Christians are eager and quick to write off some photogenic weather as evidence of God. As an armchair philosopher, surface explanations like that hold absolutely no appeal to me. I wanna dig deep and find out how the combination of sunlight and clouds came to be associated with Heaven. Biblical references to Heaven being "above" and Hell being "below" no doubt play a part. But I'd wager an even bigger role can be ascribed to cultural references over the centuries, from Renaissance paintings to today's TV shows and movies. It's funny that a lot of Christians put a premium on purity of belief, and yet can't seem to fathom how extra-biblical sources have influenced their religion.
When I pass by a church, I sometimes wonder why it's a Christian church. Why aren't there any buildings dedicated to Freyja worship? Why aren't there any temples for followers of Artemis? Christianity didn't always have hegemony.
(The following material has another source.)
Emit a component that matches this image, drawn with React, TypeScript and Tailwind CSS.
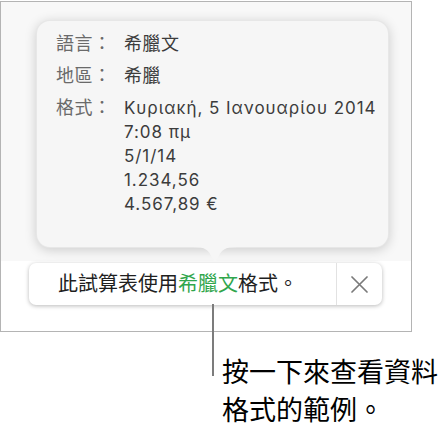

But it did win some key political and military battles (e.g., Constantine converting and making it a state religion throughout the Roman Empire) and the rest is, as we say, history. One thing you won't ever hear talked about during Sunday sermons is the systematic extermination of pagans, once Christians acquired political power. Killings, forced conversions, cultural apprproations (e.g., all the good, fun stuff about Christmas originally came from pagan traditions). Why does a "religion of love" have so much blood on its hands?